FLASHES & RELEASES

21 Jan, 2018

Hot electron research could open up greater efficiencies for solar energy

Hot electron research could open up greater efficiencies for solar energy

Renewable Energy & Energy Efficiency | UNITED STATES | 28 Dec, 2017
Published by : Eco Media Asia


Hot electron research is heating up solar and renewable energy research, according to the Department of Energy’s Argonne National Laboratory. Nanoscientists there uncovered quicker ways to convert power from light to energetic or hot electrons – and their methods could allow for higher efficiencies for solar power.

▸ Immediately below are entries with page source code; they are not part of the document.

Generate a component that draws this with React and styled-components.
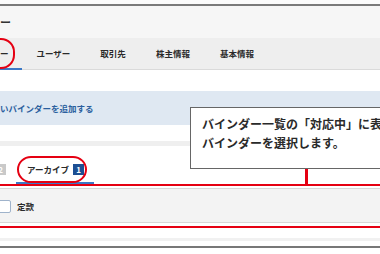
import React from "react";
import styled, { createGlobalStyle } from "styled-components";

const Global = createGlobalStyle`
  html, body {
    margin: 0;
    padding: 0;
    background: #ffffff;
  }
  body {
    font-family: "Noto Sans CJK JP", "Noto Sans", sans-serif;
    color: #222;
  }
`;

const RED = "#e50012";

const Screen = styled.div`
  position: relative;
  width: 380px;
  height: 254px;
  overflow: hidden;
  background: #fff;
`;

const TopRule = styled.div`
  height: 4px;
  background: #fbfbfb;
  border-bottom: 2px solid #7a7a7a;
`;

const Header = styled.div`
  height: 32px;
  background: #f6f6f6;
  display: flex;
  align-items: center;
  font-size: 11px;
  font-weight: 700;
  color: #333;
  white-space: nowrap;
`;

const TabBar = styled.nav`
  display: flex;
  height: 31px;
  background: #eeeeee;
  border-bottom: 1px solid #dadada;
`;

const Tab = styled.div`
  position: relative;
  display: flex;
  align-items: center;
  padding-left: ${(p) => (p.$first ? "0" : "15px")};
  padding-right: ${(p) => (p.$first ? "13px" : "15px")};
  font-size: 8.5px;
  font-weight: 700;
  color: #2a2a2a;
  white-space: nowrap;
  border-bottom: 2px solid ${(p) => (p.$active ? "#3b78c6" : "transparent")};
  margin-bottom: -1px;
`;

const Ring = styled.span`
  position: absolute;
  border: 2px solid ${RED};
  pointer-events: none;
`;

const TabRing = styled(Ring)`
  left: -30px;
  right: 7px;
  top: 0;
  bottom: -1px;
  border-radius: 14px;
`;

const Gap = styled.div`
  height: ${(p) => p.$h}px;
  background: ${(p) => p.$bg || "#fff"};
`;

const Banner = styled.div`
  height: 34px;
  background: #dfe8f2;
  display: flex;
  align-items: center;
  font-size: 8.5px;
  font-weight: 700;
  color: #2b5f9e;
  white-space: nowrap;
`;

const SubTabs = styled.div`
  display: flex;
  align-items: flex-end;
  height: 38px;
`;

const SubTab = styled.div`
  position: relative;
  display: flex;
  align-items: center;
  gap: 4px;
  height: 22px;
  padding: 0 10px 2px ${(p) => (p.$clipped ? 0 : 11)}px;
  font-size: 8.5px;
  font-weight: 700;
  color: #2a2a2a;
  white-space: nowrap;
  border-bottom: 2px solid ${(p) => (p.$active ? "#3b78c6" : "transparent")};
`;

const Badge = styled.span`
  display: inline-flex;
  align-items: center;
  justify-content: center;
  width: 11px;
  height: 11px;
  font-size: 8px;
  font-weight: 700;
  color: #fff;
  background: ${(p) => (p.$tone === "blue" ? "#1c4f93" : "#c9c9c9")};
  margin-left: ${(p) => p.$offset || 0}px;
`;

const SubTabRing = styled(Ring)`
  left: 1px;
  right: 7px;
  top: -2px;
  bottom: -1px;
  border-radius: 14px / 50%;
`;

const Highlight = styled.section`
  border-top: 2px solid ${RED};
  border-bottom: 2px solid ${RED};
  padding: 2px 0 3px;
`;

const Panel = styled.div`
  height: 33px;
  display: flex;
  align-items: center;
  gap: 6px;
  background: #f3f3f3;
  border-top: 1px solid #d7d7d7;
  border-bottom: 1px solid #d7d7d7;
`;

const Checkbox = styled.span`
  width: 14px;
  height: 13px;
  margin-left: -3px;
  margin-top: 2px;
  background: #fff;
  border: 1px solid #9fb3cb;
  border-radius: 2px;
  box-sizing: border-box;
`;

const Label = styled.span`
  font-size: 8.5px;
  font-weight: 700;
  color: #2a2a2a;
`;

const BottomRule = styled.div`
  height: 2px;
  background: #777;
`;

const Callout = styled.div`
  position: absolute;
  left: 190px;
  top: 107px;
  width: 220px;
  height: 62px;
  box-sizing: border-box;
  padding: 6px 0 0 11px;
  background: #fff;
  border: 1.5px solid #666;
  font-size: 12px;
  font-weight: 700;
  line-height: 19px;
  color: #2a2a2a;
  white-space: nowrap;
`;

const Connector = styled.div`
  position: absolute;
  left: 305px;
  top: 169px;
  width: 2.5px;
  height: 16px;
  background: ${RED};
`;

export default function App() {
  const tabs = ["ユーザー", "取引先", "株主情報", "基本情報"];
  return (
    <>
      <Global />
      <Screen>
        <TopRule />
        <Header>ー</Header>
        <TabBar>
          <Tab $first $active>
            ー
            <TabRing />
          </Tab>
          {tabs.map((t) => (
            <Tab key={t}>{t}</Tab>
          ))}
        </TabBar>
        <Gap $h={21} />
        <Banner>いバインダーを追加する</Banner>
        <Gap $h={16} />
        <Gap $h={5} $bg="#efefef" />
        <SubTabs>
          <SubTab $clipped>
            <Badge $offset={-5}>2</Badge>
          </SubTab>
          <SubTab $active>
            アーカイブ
            <Badge $tone="blue">1</Badge>
            <SubTabRing />
          </SubTab>
        </SubTabs>
        <Highlight>
          <Panel>
            <Checkbox />
            <Label>定款</Label>
          </Panel>
        </Highlight>
        <Gap $h={10} />
        <Gap $h={3} $bg="#f1f1f1" />
        <Gap $h={5} />
        <BottomRule />
        <Callout>
          バインダー一覧の「対応中」に表示されている
          <br />
          バインダーを選択します。
        </Callout>
        <Connector />
      </Screen>
    </>
  );
}
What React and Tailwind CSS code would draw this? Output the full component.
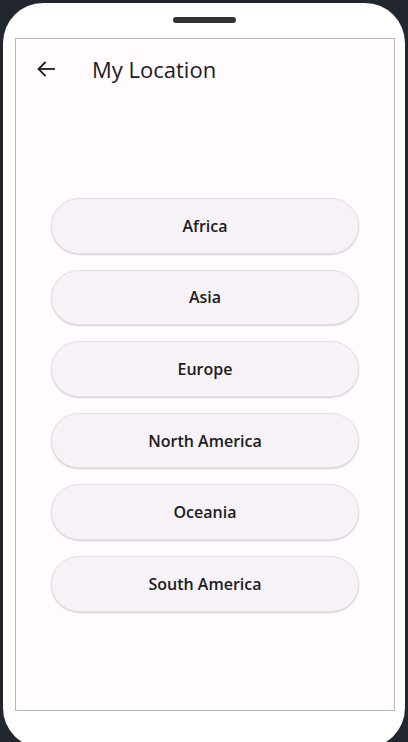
import React from "react";

const regions = ["Africa", "Asia", "Europe", "North America", "Oceania", "South America"];

function BackArrow() {
  return (
    <svg width="24" height="24" viewBox="0 0 24 24" fill="none" stroke="#1d1b20" strokeWidth="1.8" strokeLinecap="square">
      <path d="M20 12H5" />
      <path d="M11 5.5L4.5 12l6.5 6.5" />
    </svg>
  );
}

export default function App() {
  return (
    <main className="h-[742px] w-[408px] overflow-hidden bg-[#22262d]" style={{ fontFamily: "'Open Sans', 'Noto Sans', sans-serif" }}>
      <div className="ml-[3px] mt-[3px] h-[745px] w-[402px] rounded-[40px] bg-white pt-[14px]">
        {/* speaker notch */}
        <div className="mx-auto h-[6px] w-[63px] rounded-full bg-[#333333]" />

        {/* screen */}
        <div className="ml-[12px] mt-[15px] h-[673px] w-[380px] border border-[#b9b9b9] bg-[#fffbfe]">
          <div className="flex h-[60px] items-center pl-[18px]">
            <BackArrow />
            <h1 className="ml-[34px] text-[22px] leading-none text-[#1d1b20]">My Location</h1>
          </div>

          <div className="mt-[99px] flex flex-col items-center gap-4">
            {regions.map((r) => (
              <button
                key={r}
                className="h-[55.6px] w-[308px] rounded-full border border-[#e4dfe6] bg-[#f6f2f8] text-[16px] font-semibold text-[#1d1b20] shadow-[0_1px_1.5px_rgba(0,0,0,0.18)]"
              >
                {r}
              </button>
            ))}
          </div>
        </div>
      </div>
    </main>
  );
}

Argonne researchers and collaborators created hybrid nanomaterials – smaller than the width of human hair – “to harness the full energy of photons,” according to the laboratory. The result was what are called hot electrons that “carry the same amount of energy as a photon that strikes nanomaterial components” and could lead to large advances in photovoltaics and photocatalytic water splitting — where materials turn solar energy into hydrogen fuel.

Senior scientist and study co-author Gary Wiederrecht said in their statement, “In larger particles, you see very few of these energetic electrons with energies near the photon energy. So you need a smaller particle.”

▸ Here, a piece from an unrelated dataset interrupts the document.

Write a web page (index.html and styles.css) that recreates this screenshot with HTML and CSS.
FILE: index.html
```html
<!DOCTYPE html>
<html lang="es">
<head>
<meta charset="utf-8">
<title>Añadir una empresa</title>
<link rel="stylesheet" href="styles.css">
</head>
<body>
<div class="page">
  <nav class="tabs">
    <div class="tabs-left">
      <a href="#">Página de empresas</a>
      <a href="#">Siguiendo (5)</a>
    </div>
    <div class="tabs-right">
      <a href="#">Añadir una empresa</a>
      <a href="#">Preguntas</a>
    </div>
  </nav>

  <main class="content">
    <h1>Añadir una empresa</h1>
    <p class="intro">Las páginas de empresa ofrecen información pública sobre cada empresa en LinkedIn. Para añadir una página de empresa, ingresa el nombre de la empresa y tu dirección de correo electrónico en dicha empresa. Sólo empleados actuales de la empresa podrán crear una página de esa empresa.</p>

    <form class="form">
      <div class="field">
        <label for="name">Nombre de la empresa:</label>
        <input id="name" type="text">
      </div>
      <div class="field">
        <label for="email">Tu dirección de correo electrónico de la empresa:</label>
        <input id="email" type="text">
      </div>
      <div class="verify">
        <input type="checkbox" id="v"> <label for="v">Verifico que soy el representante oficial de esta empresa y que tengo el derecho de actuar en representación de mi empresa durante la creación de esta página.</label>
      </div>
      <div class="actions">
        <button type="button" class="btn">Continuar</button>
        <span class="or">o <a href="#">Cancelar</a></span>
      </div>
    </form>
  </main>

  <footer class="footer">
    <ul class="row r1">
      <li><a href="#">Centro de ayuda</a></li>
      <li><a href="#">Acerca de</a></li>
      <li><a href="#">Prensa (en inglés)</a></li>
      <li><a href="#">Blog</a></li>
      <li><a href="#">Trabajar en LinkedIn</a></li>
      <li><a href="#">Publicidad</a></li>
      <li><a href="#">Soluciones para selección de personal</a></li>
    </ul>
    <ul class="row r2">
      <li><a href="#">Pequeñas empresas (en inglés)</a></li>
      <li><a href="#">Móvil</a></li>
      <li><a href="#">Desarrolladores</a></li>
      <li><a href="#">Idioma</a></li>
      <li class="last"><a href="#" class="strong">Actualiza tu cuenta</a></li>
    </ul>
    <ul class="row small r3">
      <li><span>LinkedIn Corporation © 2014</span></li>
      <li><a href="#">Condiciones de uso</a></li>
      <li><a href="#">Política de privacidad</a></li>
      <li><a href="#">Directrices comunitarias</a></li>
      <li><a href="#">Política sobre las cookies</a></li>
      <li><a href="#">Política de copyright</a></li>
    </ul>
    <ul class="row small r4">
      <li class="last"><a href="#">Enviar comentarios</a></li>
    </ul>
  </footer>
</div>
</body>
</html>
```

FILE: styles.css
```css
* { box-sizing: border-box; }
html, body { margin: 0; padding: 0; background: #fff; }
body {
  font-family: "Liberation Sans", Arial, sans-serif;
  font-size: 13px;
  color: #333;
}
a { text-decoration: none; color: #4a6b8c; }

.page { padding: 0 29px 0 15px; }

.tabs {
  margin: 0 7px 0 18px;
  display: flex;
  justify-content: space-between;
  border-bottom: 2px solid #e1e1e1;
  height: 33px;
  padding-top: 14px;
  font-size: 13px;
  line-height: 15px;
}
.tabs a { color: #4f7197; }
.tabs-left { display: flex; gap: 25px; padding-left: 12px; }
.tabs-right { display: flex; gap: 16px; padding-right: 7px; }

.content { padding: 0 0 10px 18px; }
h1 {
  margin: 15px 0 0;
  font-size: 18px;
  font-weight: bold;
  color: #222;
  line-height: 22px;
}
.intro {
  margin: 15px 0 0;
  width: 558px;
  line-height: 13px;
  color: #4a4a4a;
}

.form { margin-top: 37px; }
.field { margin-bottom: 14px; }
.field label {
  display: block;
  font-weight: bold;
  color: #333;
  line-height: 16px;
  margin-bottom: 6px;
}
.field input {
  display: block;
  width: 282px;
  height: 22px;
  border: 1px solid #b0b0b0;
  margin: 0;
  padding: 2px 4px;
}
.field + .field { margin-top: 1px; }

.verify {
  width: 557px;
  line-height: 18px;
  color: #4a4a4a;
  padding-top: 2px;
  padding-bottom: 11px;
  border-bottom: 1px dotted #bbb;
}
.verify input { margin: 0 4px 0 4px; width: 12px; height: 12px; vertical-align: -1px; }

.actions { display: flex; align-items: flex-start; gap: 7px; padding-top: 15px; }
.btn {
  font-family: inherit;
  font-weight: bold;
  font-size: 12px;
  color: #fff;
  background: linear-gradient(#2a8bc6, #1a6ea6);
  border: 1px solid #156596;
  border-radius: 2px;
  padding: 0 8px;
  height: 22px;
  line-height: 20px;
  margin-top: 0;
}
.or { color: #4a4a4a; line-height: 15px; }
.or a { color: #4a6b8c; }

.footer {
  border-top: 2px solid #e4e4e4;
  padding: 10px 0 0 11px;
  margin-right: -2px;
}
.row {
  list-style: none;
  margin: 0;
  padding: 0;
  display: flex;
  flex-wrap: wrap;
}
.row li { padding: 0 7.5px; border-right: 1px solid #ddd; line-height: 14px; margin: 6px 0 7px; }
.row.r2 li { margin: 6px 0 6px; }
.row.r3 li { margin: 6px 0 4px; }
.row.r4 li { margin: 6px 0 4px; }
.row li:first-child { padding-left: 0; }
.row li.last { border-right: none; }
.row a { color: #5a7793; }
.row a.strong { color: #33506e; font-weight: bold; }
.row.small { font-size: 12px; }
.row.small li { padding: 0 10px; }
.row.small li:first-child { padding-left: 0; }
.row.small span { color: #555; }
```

The team zeroed in on metals because they absorb a lot of light, key to increasing the amount of energetic electrons in a material that’s been lit up. They simulated the material to determine what conditions would create the biggest number of hot electrons, and settled on silver nanocubes and gold films divided by aluminum oxide spacers. The nanostructure can crank out hot electrons better than others, according to Argonne. Wiederrecht said, “One of the key advances is our ability to produce energetic electrons over a very broad spectral range – from the ultraviolet through the visible and into the near infrared.”

The journal Nature Communications published the research online in October. Scientists from Duke University, the University of Electronic Science and Technology of China, and Ohio University contributed.